Todo eso ha cambiado definitivamente. Lars ha abrazado la oscuridad, ha saltado. Tanto Nymphomaniac (en su versión no censurada) como La casa de Jack son ya películas pornográficas: existe un doloroso regodeo a la hora de mostrar, a la hora de violentar. Ya no forma parte de una estrategia pre-revelación: olvidaos de campanadas, de epifanías familiares, de sacrificios por el bien mayor, de generosidad ciega.
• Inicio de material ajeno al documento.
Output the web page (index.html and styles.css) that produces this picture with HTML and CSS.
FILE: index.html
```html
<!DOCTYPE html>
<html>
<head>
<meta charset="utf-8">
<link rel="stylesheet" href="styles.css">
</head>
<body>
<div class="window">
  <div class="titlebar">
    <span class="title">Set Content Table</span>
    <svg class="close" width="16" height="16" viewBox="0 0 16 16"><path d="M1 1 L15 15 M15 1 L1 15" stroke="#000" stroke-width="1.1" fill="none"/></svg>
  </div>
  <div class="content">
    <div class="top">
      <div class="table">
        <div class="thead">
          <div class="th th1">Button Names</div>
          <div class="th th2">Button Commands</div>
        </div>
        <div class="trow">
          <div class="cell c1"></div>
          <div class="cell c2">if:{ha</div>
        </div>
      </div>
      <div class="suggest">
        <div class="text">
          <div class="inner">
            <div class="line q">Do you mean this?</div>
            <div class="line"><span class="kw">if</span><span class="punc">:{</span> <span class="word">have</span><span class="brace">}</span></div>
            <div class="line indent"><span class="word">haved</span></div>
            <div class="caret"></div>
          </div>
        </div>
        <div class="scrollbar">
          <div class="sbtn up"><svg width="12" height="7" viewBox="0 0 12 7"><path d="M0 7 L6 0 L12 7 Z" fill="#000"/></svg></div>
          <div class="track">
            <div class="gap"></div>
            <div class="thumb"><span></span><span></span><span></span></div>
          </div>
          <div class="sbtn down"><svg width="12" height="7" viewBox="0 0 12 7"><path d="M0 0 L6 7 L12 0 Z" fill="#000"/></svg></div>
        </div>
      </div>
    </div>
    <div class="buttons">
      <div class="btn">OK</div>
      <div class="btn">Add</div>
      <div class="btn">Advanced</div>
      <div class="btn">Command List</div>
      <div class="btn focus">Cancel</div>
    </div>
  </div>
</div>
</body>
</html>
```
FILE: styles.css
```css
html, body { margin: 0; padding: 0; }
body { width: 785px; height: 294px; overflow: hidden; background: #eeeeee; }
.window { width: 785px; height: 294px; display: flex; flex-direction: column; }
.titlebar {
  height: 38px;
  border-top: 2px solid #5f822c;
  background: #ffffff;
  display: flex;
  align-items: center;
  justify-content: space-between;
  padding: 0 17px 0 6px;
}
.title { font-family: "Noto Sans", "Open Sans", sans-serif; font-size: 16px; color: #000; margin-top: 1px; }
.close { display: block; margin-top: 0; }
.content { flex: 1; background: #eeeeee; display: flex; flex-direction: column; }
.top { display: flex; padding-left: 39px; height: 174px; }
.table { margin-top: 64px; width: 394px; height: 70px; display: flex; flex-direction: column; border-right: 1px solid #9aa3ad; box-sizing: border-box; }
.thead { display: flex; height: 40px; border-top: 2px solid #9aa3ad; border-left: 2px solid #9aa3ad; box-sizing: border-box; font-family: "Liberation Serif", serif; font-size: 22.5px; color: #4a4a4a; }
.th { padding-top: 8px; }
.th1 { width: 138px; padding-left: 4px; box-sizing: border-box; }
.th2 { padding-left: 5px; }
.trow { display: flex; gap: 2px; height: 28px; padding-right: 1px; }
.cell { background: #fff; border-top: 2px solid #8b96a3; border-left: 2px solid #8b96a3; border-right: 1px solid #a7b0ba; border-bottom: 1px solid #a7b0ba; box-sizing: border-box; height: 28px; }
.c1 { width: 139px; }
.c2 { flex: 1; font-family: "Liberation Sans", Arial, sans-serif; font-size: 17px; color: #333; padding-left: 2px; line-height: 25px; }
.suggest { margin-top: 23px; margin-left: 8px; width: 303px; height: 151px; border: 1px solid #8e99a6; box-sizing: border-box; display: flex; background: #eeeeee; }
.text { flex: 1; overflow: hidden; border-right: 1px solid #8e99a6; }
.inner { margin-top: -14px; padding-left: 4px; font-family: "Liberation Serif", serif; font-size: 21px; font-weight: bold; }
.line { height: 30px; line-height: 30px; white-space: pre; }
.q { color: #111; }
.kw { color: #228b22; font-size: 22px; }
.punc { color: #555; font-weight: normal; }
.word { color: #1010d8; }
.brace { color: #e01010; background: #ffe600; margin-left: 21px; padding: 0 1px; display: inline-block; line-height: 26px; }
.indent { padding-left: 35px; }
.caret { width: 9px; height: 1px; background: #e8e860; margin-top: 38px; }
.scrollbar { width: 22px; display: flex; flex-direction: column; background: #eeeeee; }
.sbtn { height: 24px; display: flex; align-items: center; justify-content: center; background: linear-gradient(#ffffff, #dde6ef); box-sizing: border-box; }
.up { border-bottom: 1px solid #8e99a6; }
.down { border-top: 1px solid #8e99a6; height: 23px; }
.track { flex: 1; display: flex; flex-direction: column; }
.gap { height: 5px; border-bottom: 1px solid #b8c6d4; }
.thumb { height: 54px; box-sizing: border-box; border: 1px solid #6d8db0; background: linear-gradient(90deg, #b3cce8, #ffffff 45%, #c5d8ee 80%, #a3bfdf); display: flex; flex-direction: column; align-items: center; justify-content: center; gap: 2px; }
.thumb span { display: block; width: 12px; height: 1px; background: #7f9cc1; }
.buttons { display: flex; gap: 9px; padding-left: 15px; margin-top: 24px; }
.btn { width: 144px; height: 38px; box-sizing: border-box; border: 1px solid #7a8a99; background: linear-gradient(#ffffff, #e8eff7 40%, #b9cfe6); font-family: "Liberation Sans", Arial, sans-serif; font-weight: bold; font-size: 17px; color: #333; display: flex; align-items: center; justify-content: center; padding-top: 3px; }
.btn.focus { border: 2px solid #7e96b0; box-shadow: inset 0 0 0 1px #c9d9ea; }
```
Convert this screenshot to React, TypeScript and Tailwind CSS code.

Cuando uno se confía a un creador —del mismo modo que cuando se abraza un sistema filosófico y a falta en mi caso de una fe religiosa con idéntica capacidad ofuscadora— hay que estar dispuesto a acompañarlo hasta su averno particular. Es un pacto no escrito. Seguiré a Lars lo que le quede de viaje, pero mucho me temo que ya sólo resta verle dar bandazos por el camino, rogando ser fustigado a cada revuelta por buenos o malos samaritanos.
En Lenny (Bob Fosse, 1974) está quizás la explicación a este repetido ocaso del bufón. El momento en el que el comediante empieza a tomarse demasiado en serio su odisea personal y opta por aburrir al respetable describiendo pormenorizadamente su via crucis. Von Trier, como Lenny Bruce, quizás debería de recordar que el micrófono estaba allí mucho antes que su persona y que el público arremolinado a su alrededor ha pagado por algo más que presenciar otro harakiri innecesario.